Clearly, a journey of self-discovery can happen at any age. “I hope so,” says Shum. “Maybe I’m making the film for my more mature self: I’m constantly re-inspired, re-invigorated, obsessed with something, coming of age over and over again.”
This is Shum’s fifth feature film. Her first, Double Happiness, starred Oh as a young Chinese-Canadian woman rebelling against the cultural confines of her strict parents. Here Oh’s character finds herself firmly in the sandwich generation, working and caring for young children and trying to meet the emotional demands of aging parents. “That’s certainly an avatar from my life,” Shum, mother of an 11-year-old son, admits. “You’ve never enough: there’s not enough me to spread around. But we need to be gentler with ourselves in terms of what we think we can accomplish.”
Shum admits that she wasted a lot of time trying to be “everything to everyone” but finds that now she is more at peace with her imperfect self. “Sometimes my hair’s not combed, and sometimes I’m wearing nice clothes,” she laughs. “You can’t get around people making assessments of you.”
In the few decades since her first film, the definition of what a Chinese filmmaker looks like has also changed: “I’ve been working toward expanding that. I’m not limited to the notion of what a female, Chinese filmmaker is the way I was when I made Long Life (2002’s Long Life Happiness and Prosperity), back when someone called up my agent and assumed I didn’t even speak English...”
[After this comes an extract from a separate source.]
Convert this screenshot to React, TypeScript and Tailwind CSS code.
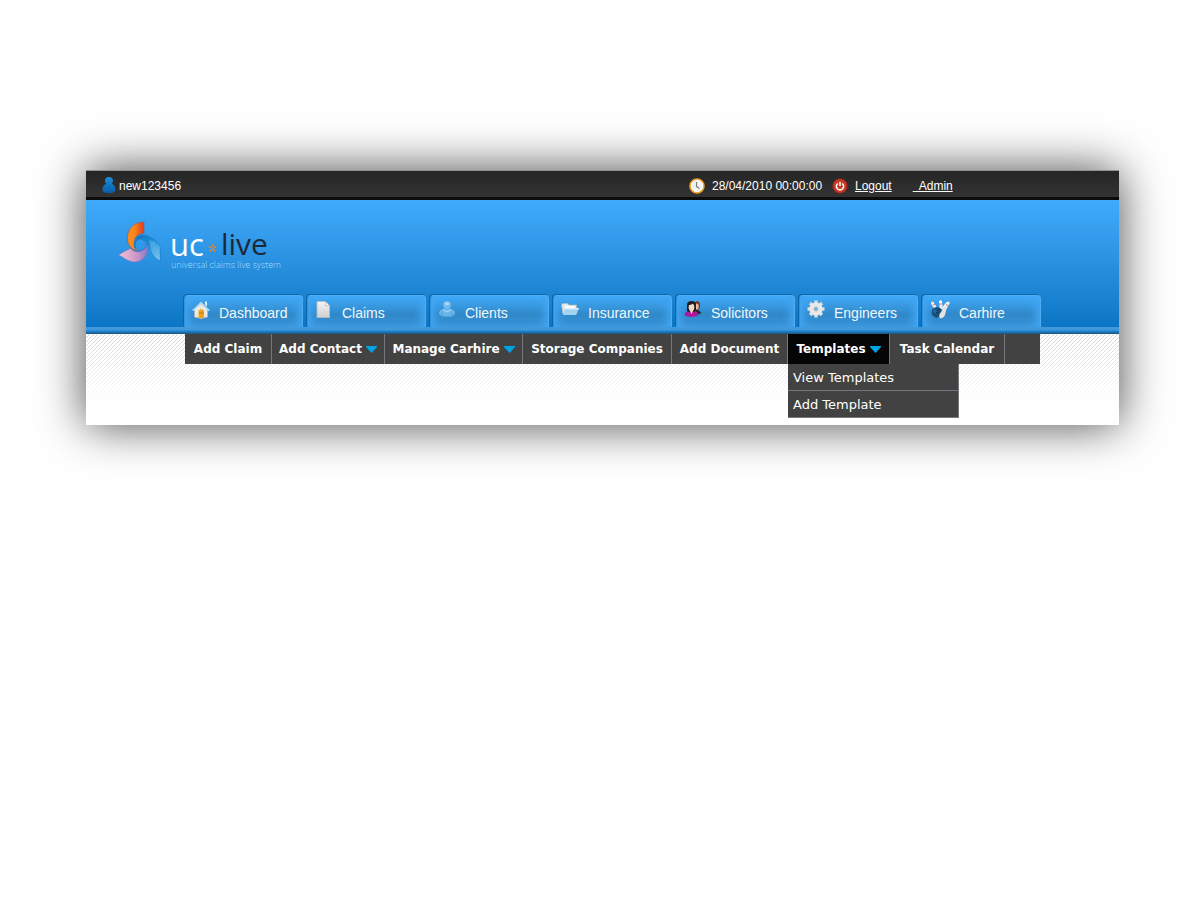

Shum wrote the script with her friend Oh in mind (not long after Oh’s 10 seasons of Grey’s Anatomy) and “she read it and loved it.” But Shum was hesitant to approach Don McKellar because of some of the similarities between Gabriel, his character, and circumstances in McKellar’s own life. “Don lost his wife about eight years ago, and I was worried we were delving into personal territory,” she says. Gabriel and Maria forge a friendship despite a language barrier; McKellar had a neighbour whose husband died around the same time as the actor’s wife passed away. “Don shared that his neighbour was Portuguese and didn’t speak English well and they didn’t have much to say, but they would have tea every day at 3 o’clock.”
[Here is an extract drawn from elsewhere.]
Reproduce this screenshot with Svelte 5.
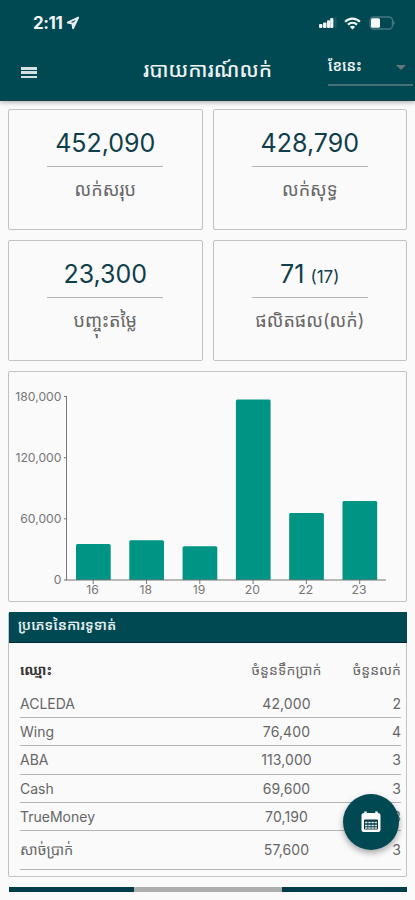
<script>
    let stats = [
        { value: "452,090", label: "លក់សរុប" },
        { value: "428,790", label: "លក់សុទ្ធ" },
        { value: "23,300", label: "បញ្ចុះតម្លៃ" },
        { value: "71", extra: "(17)", label: "ផលិតផល(លក់)" },
    ];

    let days = [
        { day: 16, total: 35200 },
        { day: 18, total: 39100 },
        { day: 19, total: 33200 },
        { day: 20, total: 177000 },
        { day: 22, total: 65700 },
        { day: 23, total: 77500 },
    ];

    let payments = [
        { name: "ACLEDA", amount: "42,000", count: 2 },
        { name: "Wing", amount: "76,400", count: 4 },
        { name: "ABA", amount: "113,000", count: 3 },
        { name: "Cash", amount: "69,600", count: 3 },
        { name: "TrueMoney", amount: "70,190", count: 3 },
        { name: "សាច់ប្រាក់", amount: "57,600", count: 3, khmer: true },
    ];

    // chart geometry, in px inside the card
    const base = 208;
    const plot = 183.5;
    const max = 180000;
    const ticks = [0, 60000, 120000, 180000];

    function y(value) {
        return base - (value / max) * plot;
    }

    function bar(i, value) {
        const left = 67 + i * 53.3;
        const top = y(value);
        return `M${left} ${base}V${top + 1.5}q0 -1.5 1.5 -1.5h31.7q1.5 0 1.5 1.5V${base}z`;
    }
</script>

<div class="screen">
    <header>
        <div class="status">
            <div class="clock">
                2:11
                <svg width="14" height="14" viewBox="0 0 14 14">
                    <path d="M12.2 1.5 1.7 6.6l4.7.9.7 4.8z" fill="none" stroke="#e9eff0" stroke-width="1.8" stroke-linejoin="round" />
                    <path d="M12.2 1.5 6.4 7.5l.7 4.8z" fill="#e9eff0" />
                </svg>
            </div>
            <div class="signals">
                <svg width="18" height="12" viewBox="0 0 18 12" fill="#f1f5f5">
                    <rect x="0" y="7" width="3.4" height="4" rx="1" />
                    <rect x="4" y="5.5" width="3.5" height="5.5" rx="1" />
                    <rect x="8" y="3.2" width="3.2" height="7.8" rx="1" />
                    <rect x="11.2" y="1" width="3.2" height="10" rx="1" />
                    <rect x="15.6" y="0" width="2" height="11" rx="1" fill="#1d5a63" />
                </svg>
                <svg width="17" height="13" viewBox="0 0 17 13">
                    <g fill="none" stroke="#f1f5f5" stroke-width="2.2">
                        <path d="M1.1 4.7C5 .5 12 .5 15.9 4.7" />
                        <path d="M4 7.6c2.5-2.5 6.5-2.5 9 0" />
                    </g>
                    <path d="m8.5 12.5-2.7-2.8c1.6-1.3 3.8-1.3 5.4 0z" fill="#f1f5f5" />
                </svg>
                <svg width="27" height="14" viewBox="0 0 27 14">
                    <rect x="1" y="1" width="22.5" height="12" rx="3.5" fill="none" stroke="#467780" stroke-width="1.3" />
                    <rect x="2" y="2.3" width="9" height="9.4" rx="1.5" fill="#f7fafa" />
                    <path d="M24.5 4.6q2 2.4 0 4.8z" fill="#6f969c" />
                </svg>
            </div>
        </div>
        <div class="toolbar">
            <button class="menu" aria-label="menu">
                <span></span>
                <span></span>
                <span></span>
            </button>
            <h1>របាយការណ៍លក់</h1>
            <div class="period">
                <span>ខែនេះ</span>
                <i class="arrow"></i>
            </div>
        </div>
    </header>

    <main>
        <section class="stats">
            {#each stats as stat}
                <div class="card stat">
                    <div class="value">
                        {stat.value}{#if stat.extra}<small>{stat.extra}</small>{/if}
                    </div>
                    <div class="label">{stat.label}</div>
                </div>
            {/each}
        </section>

        <section class="card chart">
            <svg width="397" height="228" viewBox="0 0 397 228">
                {#each days as d, i}
                    <path d={bar(i, d.total)} fill="#009485" />
                    <path d="M{84.2 + i * 53.3} {base}v4" class="axis" />
                    <text x={83.5 + i * 53.3} y="222" text-anchor="middle">{d.day}</text>
                {/each}
                {#each ticks as tick}
                    <path d="M55 {y(tick)}h3" class="axis" />
                    <text x="52.5" y={y(tick) + 4} text-anchor="end">{tick.toLocaleString("en-US")}</text>
                {/each}
                <path d="M57.5 {base - plot}V{base}H377" class="axis" />
            </svg>
        </section>

        <section class="card payments">
            <h2>ប្រភេទនៃការទូទាត់</h2>
            <div class="table">
                <div class="row head">
                    <b>ឈ្មោះ</b>
                    <span>ចំនួនទឹកប្រាក់</span>
                    <span>ចំនួនលក់</span>
                </div>
                {#each payments as p}
                    <div class="row" class:tall={p.khmer}>
                        <span>{p.name}</span>
                        <span>{p.amount}</span>
                        <span>{p.count}</span>
                    </div>
                {/each}
            </div>
        </section>

        <div class="next">
            <div class="handle"></div>
        </div>
    </main>

    <button class="fab" aria-label="calendar">
        <svg width="22" height="24" viewBox="0 0 22 24">
            <path d="M5.5 1.5v4M16.5 1.5v4" stroke="#fff" stroke-width="2.6" />
            <rect x="1.5" y="3" width="19" height="19" rx="2.5" fill="#fff" />
            <rect x="4" y="9.500" width="14" height="10" rx="1" fill="#073b46" />
            <path d="M5 12.500h12M5 15.500h12M5 18h12" stroke="#dfe8e8" stroke-width="1.700" stroke-dasharray="2.500 .700" />
        </svg>
    </button>
</div>

<style>
    :global(body) {
        margin: 0;
        background: #fafafa;
    }
    .screen {
        position: relative;
        width: 415px;
        height: 900px;
        overflow: hidden;
        background: #fafafa;
        color: #666;
        font-family: Inter, "Noto Sans Khmer", "Khmer OS", "Noto Sans", sans-serif;
    }
    header {
        position: relative;
        box-sizing: border-box;
        height: 101px;
        background: #004852;
        border-bottom: 1px solid #17414b;
        box-shadow: 0 2px 4px rgba(0, 0, 0, 0.25);
        color: #eef3f3;
    }
    .status {
        box-sizing: border-box;
        display: flex;
        justify-content: space-between;
        align-items: center;
        height: 46px;
        padding: 0 20px 0 33px;
    }
    .clock {
        display: flex;
        align-items: center;
        gap: 4px;
        font-size: 17px;
        font-weight: 700;
        letter-spacing: -0.4px;
    }
    .signals {
        display: flex;
        align-items: center;
        gap: 8px;
        margin-right: -1px;
    }
    .signals svg:first-child {
        margin-right: -1px;
    }
    .toolbar {
        display: grid;
        grid-template-columns: 87px 1fr 87px;
        height: 54px;
    }
    .menu {
        display: flex;
        flex-direction: column;
        gap: 1.8px;
        width: 16px;
        margin: 21px 0 0 21px;
        padding: 0;
        border: none;
        background: none;
    }
    .menu span {
        height: 2.6px;
        background: #d5e0e1;
    }
    h1 {
        margin: 0;
        line-height: 48px;
        font-size: 20.5px;
        font-weight: 500;
        text-align: center;
        white-space: nowrap;
    }
    .period {
        box-sizing: border-box;
        display: flex;
        justify-content: space-between;
        align-items: center;
        width: 85px;
        height: 40px;
        padding: 0 7px 0 0;
        border-bottom: 2px solid #467078;
        font-size: 14.5px;
        font-weight: 600;
    }
    .arrow {
        border: 5px solid transparent;
        border-top-color: #67747a;
        border-bottom: none;
        margin-top: 5px;
    }
    main {
        display: flex;
        flex-direction: column;
        gap: 10px;
        padding: 8px 8px 0 8px;
    }
    .card {
        box-sizing: border-box;
        border: 1px solid #c2c2c2;
        border-radius: 2px;
    }
    .stats {
        display: grid;
        grid-template-columns: 1fr 1fr;
        gap: 10px;
    }
    .stat {
        height: 121px;
        display: flex;
        flex-direction: column;
        align-items: center;
    }
    .value {
        box-sizing: border-box;
        width: 116px;
        height: 57px;
        padding-top: 17px;
        border-bottom: 1px solid #b5b5b5;
        color: #103e4a;
        font-size: 25px;
        line-height: 32px;
        text-align: center;
        white-space: nowrap;
    }
    .value small {
        margin-left: 6px;
        font-size: 17px;
    }
    .label {
        margin-top: 6px;
        font-size: 18px;
        line-height: 34px;
        white-space: nowrap;
    }
    .chart {
        height: 231px;
    }
    .chart svg {
        display: block;
    }
    .chart text {
        fill: #777;
        font-size: 12.2px;
    }
    .axis {
        fill: none;
        stroke: #777;
        stroke-width: 1;
    }
    .payments {
        height: 265px;
    }
    h2 {
        box-sizing: border-box;
        height: 31px;
        margin: -1px -1px 0 0;
        padding-left: 9px;
        border-bottom: 1px solid #002a3c;
        background: #004852;
        color: #e6eeee;
        font-size: 14px;
        font-weight: 600;
        line-height: 26px;
    }
    .table {
        padding: 0 5px 0 11px;
    }
    .row {
        box-sizing: border-box;
        display: grid;
        grid-template-columns: 216px 101px 1fr;
        align-items: center;
        height: 28.2px;
        border-bottom: 1px solid #b5b5b5;
        font-size: 14px;
        white-space: nowrap;
    }
    .row span:nth-child(2) {
        text-align: center;
        letter-spacing: 0.1px;
    }
    .row span:nth-child(3) {
        text-align: right;
    }
    .row.head {
        height: 47px;
        padding-top: 5px;
        border: none;
    }
    .head b {
        color: #333;
    }
    .row.tall {
        height: 39px;
    }
    .row.tall span:first-child {
        padding-bottom: 2px;
        font-size: 14.5px;
    }
    .next {
        display: flex;
        justify-content: center;
        height: 5px;
        margin-left: 1px;
        background: #003d4a;
    }
    .handle {
        width: 148px;
        background: #adadad;
    }
    .fab {
        position: absolute;
        right: 16px;
        top: 794px;
        display: flex;
        align-items: center;
        justify-content: center;
        width: 56px;
        height: 56px;
        padding: 0;
        border: none;
        border-radius: 50%;
        background: #004852;
        box-shadow: 0 3px 6px rgba(0, 0, 0, 0.35);
    }
</style>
She already knew Tzi Ma (Arrival) as “the visiting husband” who used to visit wife Christina Ma on the Long Life set. But the real coup was getting Cheng Pei-Pei to be in the film. “Before there were female role models, there was Cheng Pei-Pei,” says Shum. Cheng “was kicking butt” in the martial arts films of the ‘60s and ‘70s, films like 1966’s Come Drink With Me. By the time she appeared as Jade Fox in Crouching Tiger Hidden Dragon, Cheng had long since earned the sobriquet “the queen of swords”.
“Yep, I can’t go back now: I just have to work with legends from now on, that’s all,” Shum jokes.
Her actors’ recognizability presented challenges during the Chinatown shoots. “We’d be rehearsing and there would be a lot of ‘Cheng Pei-Pei, we love you!’ and that was lovely, because often it was women the age of her character,” says Shum. Other reactions were harder to predict, like when a female shopper in a fishmonger scene kept ruining the take because she wanted to buy fish. “She just really needed her grouper,” Shum laughs.
Meditation Park is shot not only in Shum’s home town, but in her neighbourhood. “I could walk home for lunch, sit and think about the afternoon … my home office became my trailer,” she says. When the scene called for a snow shovel, “we just ran back to my house.” It’s a vibrant little village, she says, one with block parties, Applepalooza in the park, holiday lights. “I think it’s a reaction to smart-phone addiction, this desire to gather,” she muses. “I know my neighbours, and that’s really great.”
When it comes to friendliness, Hollywood North gets a bad rap, she says. Shum did an experiment, “partly to get myself out of my shell,” walking from her house to Hastings Street, saying hello to each and every person she met. “I had people who didn’t speak English who giggled, people who thought I was crazy, but mostly people said hello.”
It’s OK if they don’t say hi back, it’s not personal, Shum insists. “We’re very afraid in some ways, it feeds capitalism very well to be afraid. But the only way we’ll survive is to be embrace each other… All my films, it’s simply that. My work is an antidote to that.”
Meditation Park opens March 9 at Fifth Avenue Cinemas.